John Singer Sargent (1885) nos engaña con su simplicidad en la obra “Clavel, lirio, lirio, rosa”. A través de la dualidad lumínica, perdimos la inocencia para encontrar la luz madura. Y en ella, nos damos cuenta de que nunca estamos perdidos sino rodeados con lo que salga a la luz - flores, faroles y fantasías.
En primer plano, la niña en la obra es la inocencia perdida que ha sido encontrada en los ojos del lector. Su vestido, cuyo color transmite un fervor insomne, es tanto una prenda como una declaración. ¡Protégela! ¡Detengan a las luciérnagas! ¡Que le ciega a aquel que se atreve a socavar la ingenuidad de una mera criatura! Sus sirvientes fieles, los flores que atestiguan frente al alma pura, son los protagonistas del lienzo que nos exigen con su silencio. Los faroles que anclan la obra en un propósito fijo son, en su realidad, contenedores para una luz que no se puede adiestrar.

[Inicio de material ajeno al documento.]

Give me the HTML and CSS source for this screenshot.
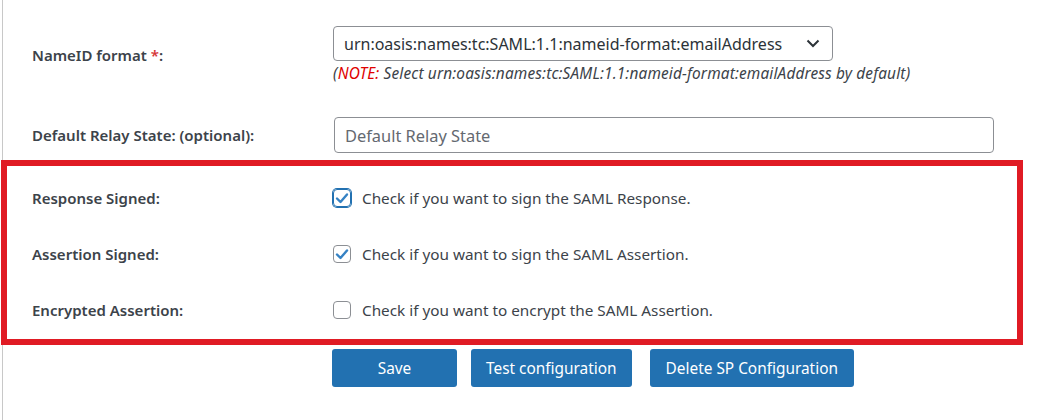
FILE: index.html
```html
<!DOCTYPE html>
<html lang="en">
<head>
    <meta charset="UTF-8">
    <meta name="viewport" content="width=device-width, initial-scale=1.0">
    <title>SP Configuration</title>
    <link rel="stylesheet" href="styles.css">
</head>
<body>
    <div class="wrap">
        <!-- NameID format -->
        <div class="row row-nameid">
            <div class="label">NameID format <span class="req">*</span>:</div>
            <div class="field">
                <div class="select">
                    <span>urn:oasis:names:tc:SAML:1.1:nameid-format:emailAddress</span>
                    <svg class="chevron" width="14" height="9" viewBox="0 0 14 9">
                        <polyline points="1.5,1.5 7,7 12.5,1.5" fill="none" stroke="#2c3338" stroke-width="2"/>
                    </svg>
                </div>
                <p class="note">(<span class="note-red">NOTE:</span> Select urn:oasis:names:tc:SAML:1.1:nameid-format:emailAddress by default)</p>
            </div>
        </div>

        <!-- Relay state -->
        <div class="row row-relay">
            <div class="label">Default Relay State: (optional):</div>
            <div class="field">
                <input class="text-input" type="text" placeholder="Default Relay State">
            </div>
        </div>

        <!-- Signing options (highlighted) -->
        <div class="highlight">
            <div class="row row-check">
                <div class="label">Response Signed:</div>
                <div class="field check-field">
                    <span class="checkbox focused">
                        <svg width="14" height="12" viewBox="0 0 14 12"><polyline points="2,6.5 5.5,10 12,2.5" fill="none" stroke="#3582c4" stroke-width="2.4" stroke-linecap="round" stroke-linejoin="round"/></svg>
                    </span>
                    <span class="check-text">Check if you want to sign the SAML Response.</span>
                </div>
            </div>
            <div class="row row-check">
                <div class="label">Assertion Signed:</div>
                <div class="field check-field">
                    <span class="checkbox">
                        <svg width="14" height="12" viewBox="0 0 14 12"><polyline points="2,6.5 5.5,10 12,2.5" fill="none" stroke="#3582c4" stroke-width="2.4" stroke-linecap="round" stroke-linejoin="round"/></svg>
                    </span>
                    <span class="check-text">Check if you want to sign the SAML Assertion.</span>
                </div>
            </div>
            <div class="row row-check">
                <div class="label">Encrypted Assertion:</div>
                <div class="field check-field">
                    <span class="checkbox"></span>
                    <span class="check-text">Check if you want to encrypt the SAML Assertion.</span>
                </div>
            </div>
        </div>

        <!-- Buttons -->
        <div class="buttons">
            <button class="btn btn-save">Save</button>
            <button class="btn btn-test">Test configuration</button>
            <button class="btn btn-delete">Delete SP Configuration</button>
        </div>
    </div>
</body>
</html>
```

FILE: styles.css
```css
body {
    margin: 0;
    padding: 0;
    background: #fff;
    font-family: "Noto Sans", "Open Sans", sans-serif;
    color: #2c3338;
}
.wrap {
    margin-left: 2px;
    border-left: 1px solid #c8c8c8;
    min-height: 420px;
    box-sizing: border-box;
}
.row {
    display: grid;
    grid-template-columns: 301px 1fr;
    align-items: center;
    padding-left: 29px;
}
.label {
    font-size: 15px;
    font-weight: 600;
    color: #3c434a;
}
.req {
    color: #d63638;
}
.row-nameid {
    padding-top: 26px;
}
.select {
    width: 500px;
    height: 35px;
    box-sizing: border-box;
    border: 1px solid #8c8f94;
    border-radius: 4px;
    display: flex;
    align-items: center;
    justify-content: space-between;
    padding: 0 12px 0 10px;
    font-size: 16px;
    color: #2c3338;
}
.note {
    margin: 4px 0 0 0;
    font-size: 15.4px;
    line-height: 18px;
    font-style: italic;
    color: #3c434a;
    letter-spacing: 0.15px;
}
.note-red {
    color: #e00000;
}
.row-relay {
    padding-top: 34px;
}
.text-input {
    width: 660px;
    height: 36px;
    box-sizing: border-box;
    margin-left: 1px;
    border: 1px solid #8c8f94;
    border-radius: 4px;
    padding: 0 10px;
    font-family: "Noto Sans", sans-serif;
    font-size: 16.4px;
}
.text-input::placeholder {
    color: #646970;
}
.highlight {
    margin: 7px 0 0 -2px;
    width: 1022px;
    height: 185px;
    box-sizing: border-box;
    border: 6px solid #e01b24;
    padding-top: 4px;
}
.highlight .row {
    height: 56px;
    padding-left: 25px;
}
.check-field {
    display: flex;
    align-items: center;
}
.checkbox {
    width: 18px;
    height: 18px;
    box-sizing: border-box;
    border: 1px solid #8c8f94;
    border-radius: 4px;
    display: flex;
    align-items: center;
    justify-content: center;
    margin-right: 11px;
}
.checkbox.focused {
    border-color: #2271b1;
    box-shadow: 0 0 0 1px #2271b1;
}
.check-text {
    font-size: 15.3px;
    color: #3c434a;
}
.buttons {
    display: flex;
    padding: 4px 0 0 329px;
}
.btn {
    height: 38px;
    border: none;
    border-radius: 3px;
    background: #2271b1;
    color: #fff;
    font-family: "Noto Sans", sans-serif;
    font-size: 15.4px;
    padding: 0 16px;
    margin-right: 14px;
}
.btn-save {
    width: 125px;
}
.btn-test {
    padding: 0 15px;
}
.btn-delete {
    margin-left: 4px;
}
```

Cabe destacar que el fondo y el segundo plano se empiezan y terminan juntos. Se encuentran, se miran, se reconocen. Y en el encuentro, vislumbramos lo que se queda oscurecido: desde la fugacidad del momento, brota un sinfín de posibilidades. Lo efímero es el huésped que no vemos en la obra aunque su presencia nos sentimos en su omnipresencia. En el reflejo, un lente que nos complace con su majestuosidad, todo lo ve más fantástico. Así es, los lirios se convierten en andariveles para una niña menospreciada en la jungla de la vida.
Por finde, apreciamos lo que nos escapa. La obra es nuestra imaginación; la niña simboliza la virtud; la luz es la maestra de las pinceladas. ¿Donde empieza y termina la realidad? La historia se resuelve sola porque todos los cuentos de hadas se terminan cuando los lectores crezcan y dejan de ver lo que está enfrente de sus propios ojos.